_Problem requirements_. Would you write out the listing verbatim and skip every picture in it?

_Provided data_.
☆ ☆ ☆ ☆ ☆

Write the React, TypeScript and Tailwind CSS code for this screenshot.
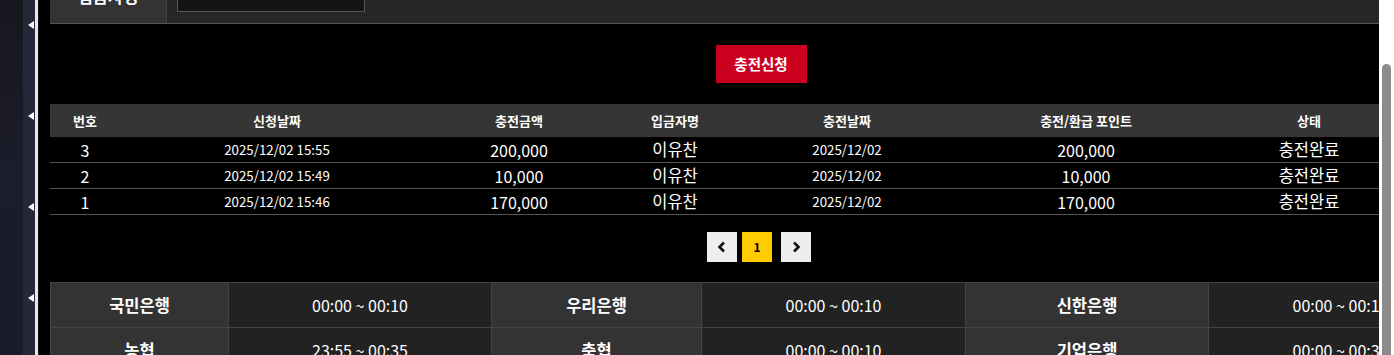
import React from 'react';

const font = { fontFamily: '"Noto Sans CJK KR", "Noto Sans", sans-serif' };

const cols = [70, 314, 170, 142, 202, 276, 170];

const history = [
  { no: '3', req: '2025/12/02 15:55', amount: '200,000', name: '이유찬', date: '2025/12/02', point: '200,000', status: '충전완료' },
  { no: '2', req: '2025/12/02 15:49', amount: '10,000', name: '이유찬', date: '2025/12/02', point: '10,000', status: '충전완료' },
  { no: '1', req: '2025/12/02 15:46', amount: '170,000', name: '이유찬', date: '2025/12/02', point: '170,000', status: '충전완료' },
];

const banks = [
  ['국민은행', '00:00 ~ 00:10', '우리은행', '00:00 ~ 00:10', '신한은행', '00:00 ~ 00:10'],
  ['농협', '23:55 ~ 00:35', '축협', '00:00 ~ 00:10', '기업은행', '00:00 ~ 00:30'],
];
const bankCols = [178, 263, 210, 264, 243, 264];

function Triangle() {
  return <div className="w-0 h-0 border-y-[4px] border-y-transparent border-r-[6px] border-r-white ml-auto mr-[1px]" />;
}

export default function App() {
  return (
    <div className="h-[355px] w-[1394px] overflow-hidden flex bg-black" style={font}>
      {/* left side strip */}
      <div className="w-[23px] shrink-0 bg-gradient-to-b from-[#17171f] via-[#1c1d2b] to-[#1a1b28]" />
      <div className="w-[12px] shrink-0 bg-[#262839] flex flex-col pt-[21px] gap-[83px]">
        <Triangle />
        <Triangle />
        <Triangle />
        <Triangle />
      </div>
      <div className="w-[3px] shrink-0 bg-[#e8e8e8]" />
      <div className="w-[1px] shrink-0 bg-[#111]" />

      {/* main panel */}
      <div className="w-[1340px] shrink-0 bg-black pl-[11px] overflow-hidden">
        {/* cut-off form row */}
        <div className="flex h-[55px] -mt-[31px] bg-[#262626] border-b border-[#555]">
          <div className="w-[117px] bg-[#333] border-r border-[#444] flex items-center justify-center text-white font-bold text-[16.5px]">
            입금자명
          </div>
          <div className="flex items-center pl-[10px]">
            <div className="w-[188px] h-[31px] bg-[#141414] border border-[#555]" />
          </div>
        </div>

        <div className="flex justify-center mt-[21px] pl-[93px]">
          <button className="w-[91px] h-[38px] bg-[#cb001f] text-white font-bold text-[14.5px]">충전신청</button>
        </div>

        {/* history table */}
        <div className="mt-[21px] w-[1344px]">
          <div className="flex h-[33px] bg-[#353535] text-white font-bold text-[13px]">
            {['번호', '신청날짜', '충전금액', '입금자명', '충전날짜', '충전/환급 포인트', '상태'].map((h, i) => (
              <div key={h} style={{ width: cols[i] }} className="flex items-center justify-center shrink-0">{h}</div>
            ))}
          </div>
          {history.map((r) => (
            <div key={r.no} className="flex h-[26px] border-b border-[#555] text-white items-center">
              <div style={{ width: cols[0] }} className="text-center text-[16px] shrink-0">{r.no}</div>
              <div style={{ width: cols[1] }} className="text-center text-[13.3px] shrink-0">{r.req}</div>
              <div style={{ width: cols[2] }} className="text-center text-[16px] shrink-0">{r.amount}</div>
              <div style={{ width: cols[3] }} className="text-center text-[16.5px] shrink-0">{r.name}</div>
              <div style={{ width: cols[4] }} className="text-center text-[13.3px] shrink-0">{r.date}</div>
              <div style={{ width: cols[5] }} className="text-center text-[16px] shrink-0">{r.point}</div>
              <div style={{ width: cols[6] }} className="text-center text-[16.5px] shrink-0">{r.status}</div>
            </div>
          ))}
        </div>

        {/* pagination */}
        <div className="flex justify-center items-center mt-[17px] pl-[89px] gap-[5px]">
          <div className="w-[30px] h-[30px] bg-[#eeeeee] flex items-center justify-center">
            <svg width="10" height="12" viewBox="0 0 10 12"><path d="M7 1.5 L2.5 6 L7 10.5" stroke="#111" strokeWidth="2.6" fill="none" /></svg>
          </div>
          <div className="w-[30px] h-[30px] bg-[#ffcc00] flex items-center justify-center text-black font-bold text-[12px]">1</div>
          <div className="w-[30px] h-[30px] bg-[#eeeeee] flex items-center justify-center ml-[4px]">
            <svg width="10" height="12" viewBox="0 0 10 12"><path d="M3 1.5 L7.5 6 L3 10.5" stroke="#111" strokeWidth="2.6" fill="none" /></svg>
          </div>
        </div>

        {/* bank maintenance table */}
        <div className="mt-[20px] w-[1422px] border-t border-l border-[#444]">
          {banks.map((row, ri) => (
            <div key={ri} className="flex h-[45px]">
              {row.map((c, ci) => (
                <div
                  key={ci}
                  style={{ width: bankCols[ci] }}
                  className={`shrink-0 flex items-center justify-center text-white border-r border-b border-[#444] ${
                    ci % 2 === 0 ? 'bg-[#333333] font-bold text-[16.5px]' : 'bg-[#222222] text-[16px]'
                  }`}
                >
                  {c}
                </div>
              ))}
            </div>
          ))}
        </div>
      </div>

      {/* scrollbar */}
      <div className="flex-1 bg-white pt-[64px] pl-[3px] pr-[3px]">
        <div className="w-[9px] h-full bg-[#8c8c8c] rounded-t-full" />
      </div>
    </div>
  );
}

☆ ☆ ☆ ☆ ☆

_Result of this exercise_.
Write the React, TypeScript and Tailwind CSS code for this screenshot.
import React from 'react';

const font = { fontFamily: '"Noto Sans CJK KR", "Noto Sans", sans-serif' };

const cols = [70, 314, 170, 142, 202, 276, 170];

const history = [
  { no: '3', req: '2025/12/02 15:55', amount: '200,000', name: '이유찬', date: '2025/12/02', point: '200,000', status: '충전완료' },
  { no: '2', req: '2025/12/02 15:49', amount: '10,000', name: '이유찬', date: '2025/12/02', point: '10,000', status: '충전완료' },
  { no: '1', req: '2025/12/02 15:46', amount: '170,000', name: '이유찬', date: '2025/12/02', point: '170,000', status: '충전완료' },
];

const banks = [
  ['국민은행', '00:00 ~ 00:10', '우리은행', '00:00 ~ 00:10', '신한은행', '00:00 ~ 00:10'],
  ['농협', '23:55 ~ 00:35', '축협', '00:00 ~ 00:10', '기업은행', '00:00 ~ 00:30'],
];
const bankCols = [178, 263, 210, 264, 243, 264];

function Triangle() {
  return <div className="w-0 h-0 border-y-[4px] border-y-transparent border-r-[6px] border-r-white ml-auto mr-[1px]" />;
}

export default function App() {
  return (
    <div className="h-[355px] w-[1394px] overflow-hidden flex bg-black" style={font}>
      {/* left side strip */}
      <div className="w-[23px] shrink-0 bg-gradient-to-b from-[#17171f] via-[#1c1d2b] to-[#1a1b28]" />
      <div className="w-[12px] shrink-0 bg-[#262839] flex flex-col pt-[21px] gap-[83px]">
        <Triangle />
        <Triangle />
        <Triangle />
        <Triangle />
      </div>
      <div className="w-[3px] shrink-0 bg-[#e8e8e8]" />
      <div className="w-[1px] shrink-0 bg-[#111]" />

      {/* main panel */}
      <div className="w-[1340px] shrink-0 bg-black pl-[11px] overflow-hidden">
        {/* cut-off form row */}
        <div className="flex h-[55px] -mt-[31px] bg-[#262626] border-b border-[#555]">
          <div className="w-[117px] bg-[#333] border-r border-[#444] flex items-center justify-center text-white font-bold text-[16.5px]">
            입금자명
          </div>
          <div className="flex items-center pl-[10px]">
            <div className="w-[188px] h-[31px] bg-[#141414] border border-[#555]" />
          </div>
        </div>

        <div className="flex justify-center mt-[21px] pl-[93px]">
          <button className="w-[91px] h-[38px] bg-[#cb001f] text-white font-bold text-[14.5px]">충전신청</button>
        </div>

        {/* history table */}
        <div className="mt-[21px] w-[1344px]">
          <div className="flex h-[33px] bg-[#353535] text-white font-bold text-[13px]">
            {['번호', '신청날짜', '충전금액', '입금자명', '충전날짜', '충전/환급 포인트', '상태'].map((h, i) => (
              <div key={h} style={{ width: cols[i] }} className="flex items-center justify-center shrink-0">{h}</div>
            ))}
          </div>
          {history.map((r) => (
            <div key={r.no} className="flex h-[26px] border-b border-[#555] text-white items-center">
              <div style={{ width: cols[0] }} className="text-center text-[16px] shrink-0">{r.no}</div>
              <div style={{ width: cols[1] }} className="text-center text-[13.3px] shrink-0">{r.req}</div>
              <div style={{ width: cols[2] }} className="text-center text-[16px] shrink-0">{r.amount}</div>
              <div style={{ width: cols[3] }} className="text-center text-[16.5px] shrink-0">{r.name}</div>
              <div style={{ width: cols[4] }} className="text-center text-[13.3px] shrink-0">{r.date}</div>
              <div style={{ width: cols[5] }} className="text-center text-[16px] shrink-0">{r.point}</div>
              <div style={{ width: cols[6] }} className="text-center text-[16.5px] shrink-0">{r.status}</div>
            </div>
          ))}
        </div>

        {/* pagination */}
        <div className="flex justify-center items-center mt-[17px] pl-[89px] gap-[5px]">
          <div className="w-[30px] h-[30px] bg-[#eeeeee] flex items-center justify-center">
            <svg width="10" height="12" viewBox="0 0 10 12"><path d="M7 1.5 L2.5 6 L7 10.5" stroke="#111" strokeWidth="2.6" fill="none" /></svg>
          </div>
          <div className="w-[30px] h-[30px] bg-[#ffcc00] flex items-center justify-center text-black font-bold text-[12px]">1</div>
          <div className="w-[30px] h-[30px] bg-[#eeeeee] flex items-center justify-center ml-[4px]">
            <svg width="10" height="12" viewBox="0 0 10 12"><path d="M3 1.5 L7.5 6 L3 10.5" stroke="#111" strokeWidth="2.6" fill="none" /></svg>
          </div>
        </div>

        {/* bank maintenance table */}
        <div className="mt-[20px] w-[1422px] border-t border-l border-[#444]">
          {banks.map((row, ri) => (
            <div key={ri} className="flex h-[45px]">
              {row.map((c, ci) => (
                <div
                  key={ci}
                  style={{ width: bankCols[ci] }}
                  className={`shrink-0 flex items-center justify-center text-white border-r border-b border-[#444] ${
                    ci % 2 === 0 ? 'bg-[#333333] font-bold text-[16.5px]' : 'bg-[#222222] text-[16px]'
                  }`}
                >
                  {c}
                </div>
              ))}
            </div>
          ))}
        </div>
      </div>

      {/* scrollbar */}
      <div className="flex-1 bg-white pt-[64px] pl-[3px] pr-[3px]">
        <div className="w-[9px] h-full bg-[#8c8c8c] rounded-t-full" />
      </div>
    </div>
  );
}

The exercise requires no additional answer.